XII. Strengths and Fragilities of China’s Global Influence Model

China’s emerging model of global influence exhibits distinct strengths that help explain shifting power dynamics. It clarifies why U.S. cost-based hegemony is eroding and why Global South countries now have expanded strategic and technological options. By reframing power around marginal cost control rather than ideology, the model highlights the transition from rules-based dominance to affordability-driven influence. It also captures how technological innovation, modular systems, and scale can reshape access, governance, and market leverage without relying on traditional institutional frameworks.

At the same time, the model has notable fragilities. Price reductions and technological provision alone do not guarantee loyalty, legitimacy, or durable alignment. Technology substitutes are temporary unless anchored by institutions, and low-cost precision weaponry can exacerbate instability rather than ensure security. Open-source diffusion strengthens adoption but limits enforceable influence, while scale and production leadership remain vulnerable to disruption. Ultimately, development outcomes depend on social, political, and cultural acceptance, emphasizing that material capacity and affordability, however impressive, are insufficient to secure long-term strategic power.

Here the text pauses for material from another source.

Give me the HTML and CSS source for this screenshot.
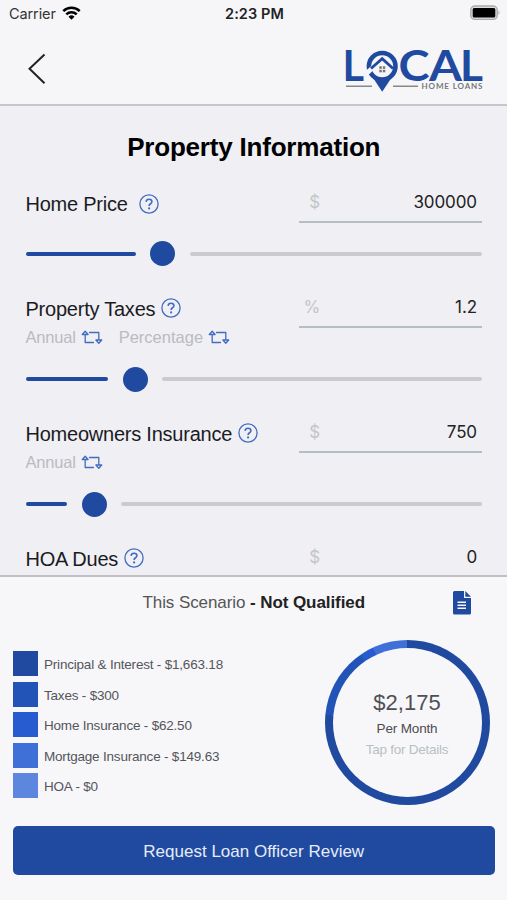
FILE: index.html
```html
<!DOCTYPE html>
<html lang="en">
<head>
<meta charset="utf-8">
<title>Property Information</title>
<link rel="stylesheet" href="styles.css">
</head>
<body>
<svg class="defs" width="0" height="0" aria-hidden="true">
  <symbol id="help" viewBox="0 0 20 20">
    <circle cx="10" cy="10" r="9.1" fill="none" stroke="currentColor" stroke-width="1.3"/>
    <path d="M7.1 7.9C7.2 6.2 8.4 5.3 10 5.3s2.9 1 2.9 2.4c0 2-2.8 2.1-2.8 4.2" fill="none" stroke="currentColor" stroke-width="1.6"/>
    <circle cx="10.1" cy="14.4" r="1.1" fill="currentColor"/>
  </symbol>
  <symbol id="swap" viewBox="0 0 22 15">
    <path d="M12.500 12.500H4.200V4.500M1.300 4.500L4.200 1.200L7.100 4.500ZM8.500 2.500H17.800V10M20.700 10L17.800 13.300L14.900 10Z" fill="none" stroke="currentColor" stroke-width="1.300" stroke-linejoin="round" stroke-linecap="round"/>
  </symbol>
</svg>
<div class="screen">
  <header class="top">
    <div class="status">
      <div class="carrier"><span>Carrier</span>
        <svg width="19" height="14" viewBox="0 0 19 14"><g fill="none" stroke="#000" stroke-width="2.500"><path d="M1.300 5.100a11.600 11.600 0 0 1 16.400 0"/><path d="M4.300 8.300a7.400 7.400 0 0 1 10.400 0"/></g><path d="M9.500 13.800L6.500 10.700a4.300 4.300 0 0 1 6 0z"/></svg>
      </div>
      <div class="clock">2:23 PM</div>
      <svg class="battery" width="31" height="16" viewBox="0 0 31 16"><rect x=".8" y="1" width="26.400" height="13.400" rx="4" fill="#ddd" stroke="#aaa" stroke-width="1.400"/><rect x="2.700" y="3" width="22.600" height="9.600" rx="1.500" fill="#000"/><path d="M28.500 5.300q2.200 2.300 0 4.800z" fill="#aaa"/></svg>
    </div>
    <div class="nav">
      <svg class="back" width="18" height="32" viewBox="0 0 18 32"><path d="M16.500 1.500L1.500 15.800L16.500 30.300" fill="none" stroke="#222" stroke-width="2"/></svg>
      <svg class="logo" width="140" height="44" viewBox="0 0 140 44">
        <g class="logo-name"><text x="-2.500" y="31.800">L</text><text x="53.500" y="31.800" textLength="31" lengthAdjust="spacingAndGlyphs">C</text><text x="84" y="31.800" textLength="33" lengthAdjust="spacingAndGlyphs">A</text><text x="115" y="31.800" textLength="23" lengthAdjust="spacingAndGlyphs">L</text></g>
        <circle cx="37.200" cy="17.300" r="13.300" fill="none" stroke="#1f4a9f" stroke-width="4.600"/>
        <path d="M26.500 26.500Q37.200 32 48 26.500L37.200 42.700Z" fill="#1f4a9f"/>
        <path d="M21.500 24.500L37.200 9.800L46.500 18" fill="none" stroke="#f6f6f9" stroke-width="4.500"/>
        <path d="M26 19.500L37.200 9.700L48 19.500" fill="none" stroke="#1f4a9f" stroke-width="2.800"/>
        <g fill="#777"><rect x="34.300" y="17.300" width="2.500" height="2.500"/><rect x="37.800" y="17.300" width="2.500" height="2.500"/><rect x="34.300" y="20.800" width="2.500" height="2.500"/><rect x="37.800" y="20.800" width="2.500" height="2.500"/></g>
        <path d="M1 37.300H27M48 37.300H73" stroke="#888" stroke-width="1.600"/>
        <text class="logo-tag" x="76.500" y="40.300" textLength="61">HOME LOANS</text>
      </svg>
    </div>
  </header>

  <main class="form">
    <h1>Property Information</h1>
    <section class="row">
      <div class="head">
        <div class="info"><div class="label"><span class="wide">Home Price</span><svg class="help"><use href="#help"/></svg></div></div>
        <div class="field"><span class="unit">$</span><span>300000</span></div>
      </div>
      <div class="slider"><i class="fill" style="width:110px"></i><i class="knob"></i><i class="rest"></i></div>
    </section>
    <section class="row tall">
      <div class="head">
        <div class="info"><div class="label"><span>Property Taxes</span><svg class="help"><use href="#help"/></svg></div>
          <div class="modes"><span>Annual</span><svg class="swap"><use href="#swap"/></svg><span class="second">Percentage</span><svg class="swap"><use href="#swap"/></svg></div></div>
        <div class="field"><span class="unit">%</span><span>1.2</span></div>
      </div>
      <div class="slider"><i class="fill" style="width:82.500px"></i><i class="knob"></i><i class="rest"></i></div>
    </section>
    <section class="row tall">
      <div class="head">
        <div class="info"><div class="label"><span>Homeowners Insurance</span><svg class="help"><use href="#help"/></svg></div>
          <div class="modes"><span>Annual</span><svg class="swap"><use href="#swap"/></svg></div></div>
        <div class="field"><span class="unit">$</span><span>750</span></div>
      </div>
      <div class="slider"><i class="fill" style="width:41.500px"></i><i class="knob"></i><i class="rest"></i></div>
    </section>
    <section class="row">
      <div class="head">
        <div class="info"><div class="label"><span>HOA Dues</span><svg class="help"><use href="#help"/></svg></div></div>
        <div class="field"><span class="unit">$</span><span>0</span></div>
      </div>
    </section>
  </main>

  <footer class="summary">
    <div class="scenario">
      <div class="verdict"><span>This Scenario </span><b>- Not Qualified</b></div>
      <svg class="doc" width="18" height="24" viewBox="0 0 18 24"><path d="M1.500 0H11V7H18V22a1.500 1.500 0 0 1-1.500 1.500H1.500A1.500 1.500 0 0 1 0 22V1.500A1.500 1.500 0 0 1 1.500 0Z" fill="#1f4a9f"/><path d="M12.300 0L18 5.700H12.300Z" fill="#1f4a9f"/><path d="M4.500 11.300H13M4.500 14.300H13M4.500 17.300H13" stroke="#f7f7fa" stroke-width="1.400"/></svg>
    </div>
    <div class="breakdown">
      <ul class="legend">
        <li><i class="c1"></i><span>Principal &amp; Interest - $1,663.18</span></li>
        <li><i class="c2"></i><span>Taxes - $300</span></li>
        <li><i class="c3"></i><span>Home Insurance - $62.50</span></li>
        <li><i class="c4"></i><span>Mortgage Insurance - $149.63</span></li>
        <li><i class="c5"></i><span>HOA - $0</span></li>
      </ul>
      <div class="donut">
        <div class="hole"><div class="total">$2,175</div><div class="per">Per Month</div><div class="tap">Tap for Details</div></div>
      </div>
    </div>
    <button class="cta">Request Loan Officer Review</button>
  </footer>
</div>
</body>
</html>
```
FILE: styles.css
```css
* { box-sizing: border-box; }
body { margin: 0; font-family: "Liberation Sans", Arial, sans-serif; color: #1b1b1f; }
.defs { position: absolute; }
svg { display: block; flex: none; }
.screen { width: 507px; height: 900px; display: flex; flex-direction: column; overflow: hidden; background: #efeff4; }

.top { height: 106px; flex: none; background: #f6f6f9; border-bottom: 2px solid #c7c7cb; }
.status { height: 28px; display: grid; grid-template-columns: 1fr auto 1fr; align-items: center; padding: 0 6px 0 9px; font-family: Inter, sans-serif; font-size: 14.500px; line-height: 16px; color: #333; }
.carrier { display: flex; align-items: center; gap: 6px; letter-spacing: -.1px; }
.carrier svg { margin-top: -3px; }
.clock { font-weight: 600; color: #222; letter-spacing: .1px; margin-right: 1px; }
.battery { justify-self: end; margin-top: -2px; }
.nav { display: flex; justify-content: space-between; padding: 21px 22px 0 28px; }
.back { margin-top: 4px; }
.logo { overflow: visible; }
.logo-name { font: 700 41.500px Lato, sans-serif; fill: #1f4a9f; }
.logo-tag { font: 700 8px Lato, sans-serif; fill: #777; }

.form { height: 469px; flex: none; overflow: hidden; padding: 24px 25px 0 25.500px; }
h1 { margin: 0; height: 50px; line-height: 34px; font-size: 26px; letter-spacing: -.2px; text-align: center; color: #000; }
.row { height: 104.500px; }
.tall { height: 125.200px; }
.head { display: flex; justify-content: space-between; height: 61px; }
.tall .head { height: 82px; }
.info { padding-top: 14px; }
.label { display: flex; align-items: center; height: 20px; font-size: 20px; letter-spacing: -.23px; white-space: nowrap; }
.label span { padding-top: 1px; }
.help { width: 20px; height: 20px; margin: -1px 0 0 6px; color: #426cc0; }
.wide + .help { margin-left: 11px; }
.modes { display: flex; align-items: center; height: 20px; margin-top: 9px; font-size: 16.500px; letter-spacing: -.2px; color: #bbbbc0; }
.swap { width: 22px; height: 15px; margin: -1px 0 0 5px; color: #426cc0; }
.second { margin-left: 16px; letter-spacing: 0; }
.field { width: 183px; height: 43px; display: flex; justify-content: space-between; align-items: center; padding: 3px 5px 0 10px; border-bottom: 2px solid #b5bfc3; font: 17px Inter, sans-serif; letter-spacing: -.1px; color: #222; }
.unit { width: 11px; display: flex; justify-content: flex-end; color: #c3c6c8; }
.slider { display: flex; align-items: center; height: 25px; gap: 14.500px; }
.slider i { flex: none; }
.fill, .rest { height: 4px; border-radius: 2px; }
.fill { background: #1f4a9f; }
.knob { width: 25px; height: 25px; border-radius: 50%; background: #1f4a9f; }
.slider .rest { flex: 1; background: #cbcbcd; }

.summary { flex: 1; background: #f7f7fa; border-top: 2px solid #c0c0c4; padding: 0 12.500px 0 13px; }
.scenario { height: 52px; display: grid; grid-template-columns: 1fr auto 1fr; align-items: center; }
.verdict { grid-column: 2; font-size: 17px; letter-spacing: -.08px; color: #555; white-space: nowrap; }
.verdict b { color: #222; }
.doc { justify-self: end; margin-right: 24px; }
.breakdown { display: flex; justify-content: space-between; padding: 11px 5px 0 0; height: 197.400px; }
.legend { list-style: none; margin: 11px 0 0; padding: 0; display: flex; flex-direction: column; gap: 5.600px; }
.legend li { display: flex; align-items: center; gap: 6px; height: 25px; font-size: 13.500px; letter-spacing: -.2px; color: #55555a; white-space: nowrap; }
.legend i { width: 25px; height: 25px; }
.legend span { padding-top: 2px; }
.c1 { background: #1f4a9f; }
.c2 { background: #2253b7; }
.c3 { background: #265cd0; }
.c4 { background: #3f70d8; }
.c5 { background: #5d87de; }
.donut { width: 165px; height: 165px; border-radius: 50%; padding: 8px; background: conic-gradient(#1f4a9f 0 76.460%, #2253b7 0 90.250%, #265cd0 0 93.120%, #3f70d8 0); }
.hole { height: 100%; border-radius: 50%; background: #f7f7fa; display: flex; flex-direction: column; align-items: center; padding-top: 41px; white-space: nowrap; }
.total { font-size: 22px; line-height: 28px; color: #505054; }
.per { font-size: 13.500px; line-height: 24px; letter-spacing: -.15px; color: #4c4c50; }
.tap { font-size: 13.500px; line-height: 18px; letter-spacing: -.25px; color: #b8c0c2; }
.cta { display: block; width: 100%; height: 49px; margin: 0; padding: 2px 0 0; border: 0; border-radius: 5px; background: #1f4a9f; color: #e6ecf8; font: 17px "Liberation Sans", Arial, sans-serif; }
```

XIII. Summary & Implications

China’s global price revolution represents a powerful strategic opening, undermining established hierarchies and creating new opportunities for economic convergence. By driving down costs and expanding access to technology, energy, and logistics, it reshapes global dynamics and broadens the range of options for the Global South. Yet, without strong institutional anchoring, effective security frameworks, mechanisms for shared risk, and deliberate political coalition-building, these gains may be precarious. In the absence of such foundations, the result could be a world that is cheaper, faster, and more capable, but also increasingly fragmented, unstable, and contested.